No matter that the founding fathers could hardly have envisaged the crack-induced apocalypse razing the Bronx and South Central LA 200 years later; to the NRA, depriving any law-abiding citizen of his right to buy a firearm over the counter is tantamount to tearing up the Bill of Rights.

The association sees no link between more guns and more violence. Instead, it maintains that the only way to make the streets safe is for everybody to have one.

Its lobbying tentacles are long and sinister; a few weeks ago, it ran advertisements aimed at middle-class women, inviting them to take NRA self-defence classes (while denying it was encouraging applicants to buy guns); and when a string of Asian shopkeepers became the targets of robbery and murder in Washington DC during the autumn, it contacted Asian shops in the city inviting them to sign up. Next, critics say, it will start running adverts during re-runs of Sesame Street.

But it is in the corridors of the Capitol building that the NRA has proved most effective. The sole reason that the Brady Bill on gun control had been suppressed for over six years was the NRA's lobbying power in Congress.

In the Senate alone, the NRA has contributed US$576,000 to members since 1987.

Republican Paul Coverdell has received $95,000 of NRA cash, 15 colleagues got over $10,000 each, and 43 received less than $10,000. Most of these 59 Senators - a majority in the 100-seat chamber - have consistently voted against the Brady Bill, which calls for a five-day waiting period for handgun buyers.

They even succeeded in filibustering the Bill two weeks ago when it was finally expected to be passed.

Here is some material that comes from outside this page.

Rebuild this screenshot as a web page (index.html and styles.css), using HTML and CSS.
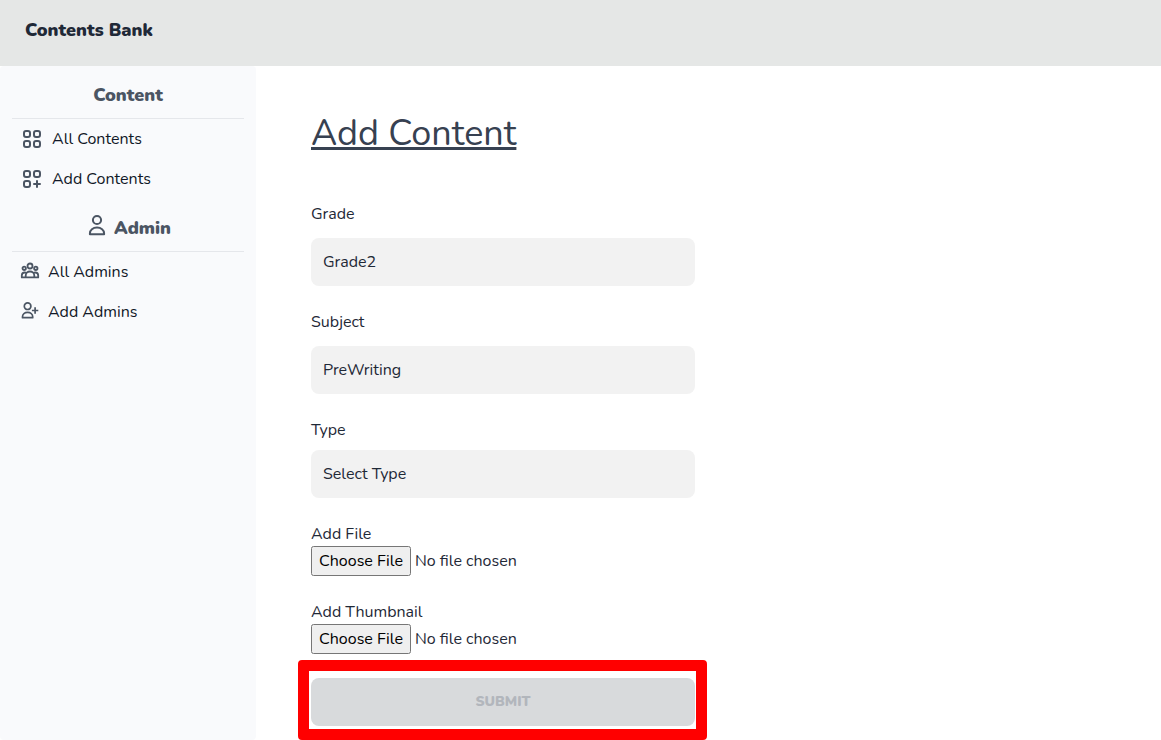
FILE: index.html
```html
<!DOCTYPE html>
<html lang="en">
<head>
<meta charset="utf-8">
<meta name="viewport" content="width=device-width, initial-scale=1">
<title>Contents Bank</title>
<link rel="stylesheet" href="styles.css">
</head>
<body>
<header class="topbar"><a class="brand" href="#">Contents Bank</a></header>
<div class="layout">
  <nav class="sidebar">
    <h2 class="group-title">Content</h2>
    <a class="nav-link" href="#">
      <svg class="icon-lg" viewBox="0 0 24 24"><g stroke-width="2"><rect x="4" y="4" width="6" height="6" rx="2"/><rect x="14" y="4" width="6" height="6" rx="2"/><rect x="4" y="14" width="6" height="6" rx="2"/><rect x="14" y="14" width="6" height="6" rx="2"/></g></svg>
      <span>All Contents</span>
    </a>
    <a class="nav-link" href="#">
      <svg class="icon-lg" viewBox="0 0 24 24"><g stroke-width="2"><rect x="4" y="4" width="6" height="6" rx="2"/><rect x="14" y="4" width="6" height="6" rx="2"/><rect x="4" y="14" width="6" height="6" rx="2"/><path d="M17 14v6M14 17h6" stroke-linecap="round"/></g></svg>
      <span>Add Contents</span>
    </a>
    <h2 class="group-title">
      <svg class="icon-lg" viewBox="0 0 24 24"><g stroke-width="2"><circle cx="12" cy="6" r="4.1"/><path d="M4.9 20.2v-.8c0-3.3 3-5.8 7.1-5.8s7.1 2.5 7.1 5.8v.8z" stroke-linejoin="round"/></g></svg>
      <span>Admin</span>
    </h2>
    <a class="nav-link" href="#">
      <svg class="icon-sm" viewBox="0 0 20 20"><g stroke-width="1.8" stroke-linejoin="round"><circle cx="10" cy="4" r="2.5"/><circle cx="4.2" cy="6.3" r="1.7"/><circle cx="15.8" cy="6.3" r="1.7"/><path d="M5.7 15.4v-1.7c0-2.4 1.9-4.2 4.3-4.2s4.3 1.8 4.3 4.2v1.7zM5.7 15.4H1.8v-2c0-1.7 1.2-2.9 3-2.9.7 0 1.3.2 1.8.5M14.3 15.4h3.9v-2c0-1.7-1.2-2.9-3-2.9-.7 0-1.3.2-1.8.5"/></g></svg>
      <span>All Admins</span>
    </a>
    <a class="nav-link" href="#">
      <svg class="icon-sm" viewBox="0 0 20 20"><g stroke-width="1.7" stroke-linejoin="round"><circle cx="7.6" cy="4.2" r="3.3"/><path d="M2.5 15.7v-.9c0-2.6 2.2-4.4 5.1-4.4s5.1 1.8 5.1 4.4v.9zM15.1 5.3v6.4M11.9 8.5h6.4"/></g></svg>
      <span>Add Admins</span>
    </a>
  </nav>
  <main class="main">
    <h1 class="title">Add Content</h1>
    <form class="form">
      <div class="field">
        <label for="grade">Grade</label>
        <select id="grade" class="select"><option>Grade2</option></select>
      </div>
      <div class="field">
        <label for="subject">Subject</label>
        <select id="subject" class="select"><option>PreWriting</option></select>
      </div>
      <div class="field field-snug">
        <label for="type">Type</label>
        <select id="type" class="select"><option>Select Type</option></select>
      </div>
      <div class="field field-file">
        <label for="file">Add File</label>
        <input id="file" class="file" type="file">
      </div>
      <div class="field field-file">
        <label for="thumbnail">Add Thumbnail</label>
        <input id="thumbnail" class="file" type="file">
      </div>
      <div class="submit-area">
        <button class="submit" type="submit" disabled>SUBMIT</button>
        <div class="highlight"></div>
      </div>
    </form>
  </main>
</div>
</body>
</html>
```
FILE: styles.css
```css
* { box-sizing: border-box; }
body {
  margin: 0;
  min-height: 100vh;
  display: flex;
  flex-direction: column;
  background: #fff;
  color: #1f2937;
  font: 16px/24px Nunito, Lato, sans-serif;
}
.topbar { padding: 16px 25px 22px; background: #e5e7e6; }
.brand {
  display: block;
  color: #1f2937;
  font-size: 18px;
  font-weight: 900;
  line-height: 28px;
  text-decoration: none;
}
.layout { flex: 1; display: flex; }
.sidebar {
  flex: none;
  width: 256px;
  padding: 0 12px;
  background: #f9fafc;
  border-radius: 4px;
}
.group-title {
  display: flex;
  justify-content: center;
  gap: 5px;
  margin: 0;
  padding: 15px 0 9px;
  border-bottom: 1px solid #e5e7eb;
  color: #4b5563;
  font-size: 18px;
  font-weight: 900;
  line-height: 28px;
}
.nav-link {
  display: flex;
  align-items: center;
  gap: 8px;
  padding: 8px;
  color: #111827;
  text-decoration: none;
}
svg { flex: none; fill: none; stroke: #4b5563; }
.icon-lg { width: 24px; height: 24px; }
.icon-sm { width: 20px; height: 20px; }
.main { flex: 1; min-width: 0; padding: 48px 55px 0; }
.title {
  margin: 0 0 48px;
  color: #374151;
  font-size: 36px;
  font-weight: 400;
  line-height: 40px;
  text-decoration: underline;
}
.form { display: flex; flex-direction: column; gap: 24px; max-width: 384px; }
.field { display: flex; flex-direction: column; gap: 12px; }
.field-snug { gap: 8px; }
.field-file { gap: 0; }
.select {
  appearance: none;
  width: 100%;
  height: 48px;
  padding: 0 12px;
  border: 0;
  border-radius: 8px;
  background: #f2f2f2;
  color: #1f2937;
  font: inherit;
}
.file { width: 100%; height: 30px; color: #1f2937; font: inherit; }
.file::file-selector-button { height: 30px; padding: 1px 6px; font: inherit; }
.submit-area { position: relative; }
.submit {
  display: block;
  width: 100%;
  height: 48px;
  border: 0;
  border-radius: 8px;
  background: #d8dadc;
  color: #b2b6bc;
  font: inherit;
  font-size: 14px;
  font-weight: 900;
}
.highlight {
  position: absolute;
  inset: -18px -12px -14px -13px;
  border: 11px solid #f00;
  border-radius: 4px;
  pointer-events: none;
}
```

Eventually it did - with the concession that an immediate computerised background checking system must be in place within four years, so the waiting period can be dropped.

With the Brady Bill in place, Congress is now looking to pass the tough Crime Bill, which puts 100,000 more policemen on the streets, places curbs on the sale of automatic handguns and ''assault weapons'', builds new prisons and toughens sentences on violent crime. Colin Ferguson's bloody crime will no doubt add impetus to its passage.

But does Ferguson fit the gun-control lobby's role model? Complicating the argument is that he bought his gun in a state, California, where laws are already much tougher than the Brady Bill provisions.

Ferguson travelled to the state and had to wait 15 days before he was cleared to take it home.

Because he had no criminal record, the Ruger, which fires 15 deadly rounds in one loading, was his for around US$300. Ferguson had already gone through two bullet clips before three brave passengers on the fated train had the chance to overpower him. He had 70 bullets left.

The NRA's response: had one person in that carriage been carrying a personal gun, the carnage could have ended much earlier.

The logic of the argument is cynical, but not unreasonable. Mass shootings like Ferguson's are often those of the unstable loner, who does not usually have a criminal record and is prepared to wait for the weapon to carry out his random crime.

Famous massacres stick in the memory: the San Isidro McDonalds in California, or the Luby's in Kileen, Texas. But they are far more common; apart from Ferguson there have been 11 major random shootings this year, claiming 30 deaths.

The gun lobby also claims that tougher laws do little to keep dangerous handguns out of the hands of the hardened criminals that dominate the drug dealing and armed robbery scene.

Handguns are banned in Washington, but in a recent court case, it was revealed how one of the city's biggest drug rings got a string of assault weapons from a perfectly law-abiding white middle-class man who went into Virginia every few weeks to buy a weapon over the counter, at intervals decent enough not to raise suspicion.

There is no doubt that the NRA and its friends have some of the facts on their side. They have also wagered that one year after the Brady law comes into force, America's violent crime figure will have seen no improvement.

On the side of gun control, the argument is more abstract, but no less convincing: people who have guns use them, whether on friends, families, crime victims, even themselves. There are, sadly, thousands of Colin Fergusons in the United States, but a Colin Ferguson without a gun is one who cannot wreck other people's lives.

Ultimately, the gun debate comes down to those who have a vested interest in maintaining that it is too late to turn back, and those who declare that while controls might be long overdue, there is still time to make a difference.

A recent Washington Post editorial, welcoming progress on the Crime Bill and its curbs on assault weapons, reasoned: ''They have often been used . . . any place where a cold-blooded killer is prepared to murder a lot of people he doesn't even know, just to avenge some grudge or other.'' Unless the President's intentions on gun control find their way on to the statute books sooner rather than later, it is a prophesy that will continue to come true with terrifying regularity.